As an aside, it took me some considerable thought to figure out 
how to trade mailboxes at all with embedded links--the average 
manager and secretary wouldn't have a chance. There are subtleties 
here that will require system administrators, just to trade mail 
addresses! 

On the other hand, if we give those managers and secretaries 
first class links, they just run the link and set the permission 
(permit themselves as authors, everyone as readers, the intuitive 
thing to do); we do the rest for them.

(end of mild nuke bursts)

Is part of the difference a difference in the viewpoint between 
the reader and the writer? Dean, when you said, "I want the link 
to version with my comment" you were thinking from a writer's 
point of view, wanting to make sure the readers all got the message 
that something new had happened. Looking at it from the reader's 
point of view, I say, well I SOMETIMES want to know something 
new has happened, but I want to know the nature of the newness--and 
since the link is a duplicate, it is not a good indicator of 
what is new. The newness indicator should indicate what is new, 
not what is duplicated.

I suspect we may be looking at different size documents, too. 
I worry about large documents with lots of links and many versions. 
If you think primarily about small documents with few links and 
few versions, the issues and choices all get gentler.

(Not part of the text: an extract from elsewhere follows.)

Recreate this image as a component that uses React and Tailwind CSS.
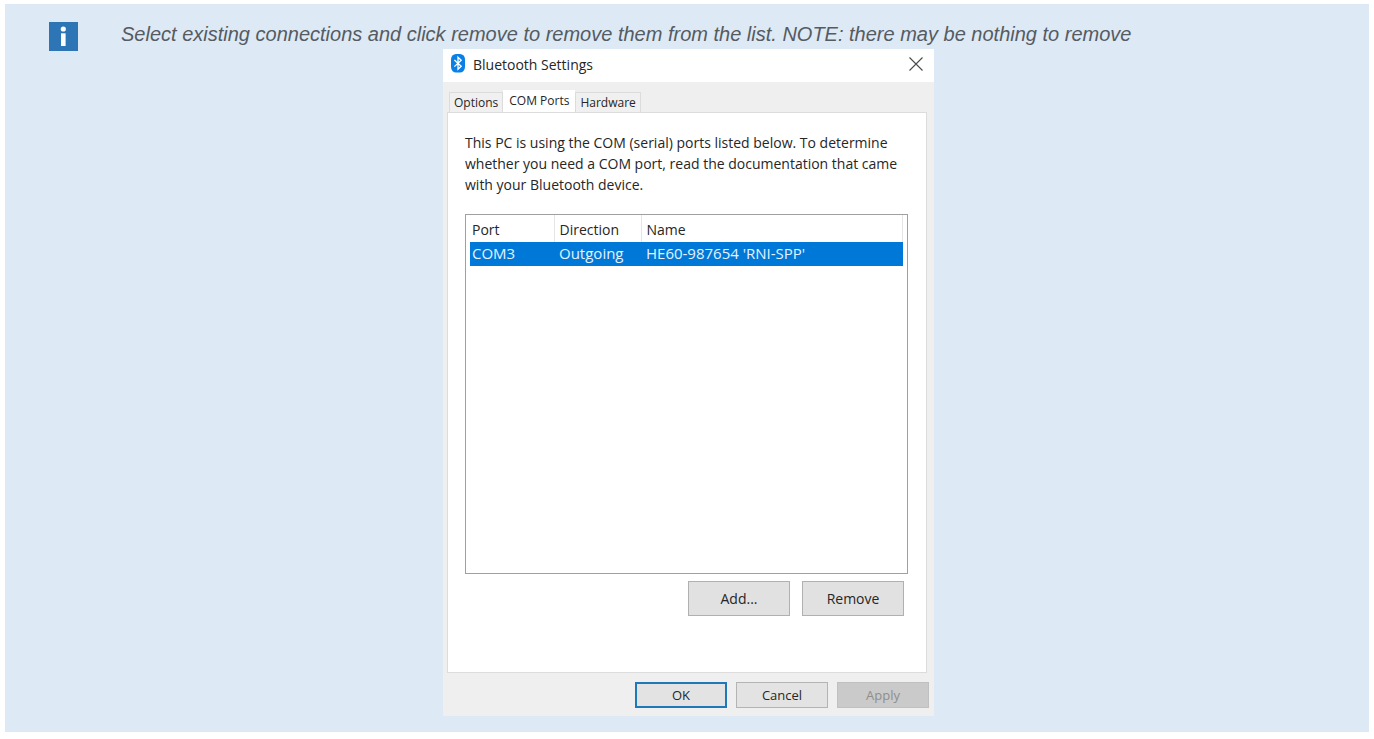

Getting very, very philosophical, I go back to an underpinning 
of the Xanadu religion: the reader must have control over what 
he sees.  Only this way can one have a pool that is 99% sludge 
while every reader sees a view of a pool that is 99% gold. I 
see the automatic creation of camouflaged links via document 
vcopying as taking that control out of the reader's hands and 
giving it to the author. To paraphrase dean again, no, no, no.

Dean, if you aren't overwhelmed by my reasoning here, we probably 
need higher bandwidth, i.e., let's nuke it out in the office.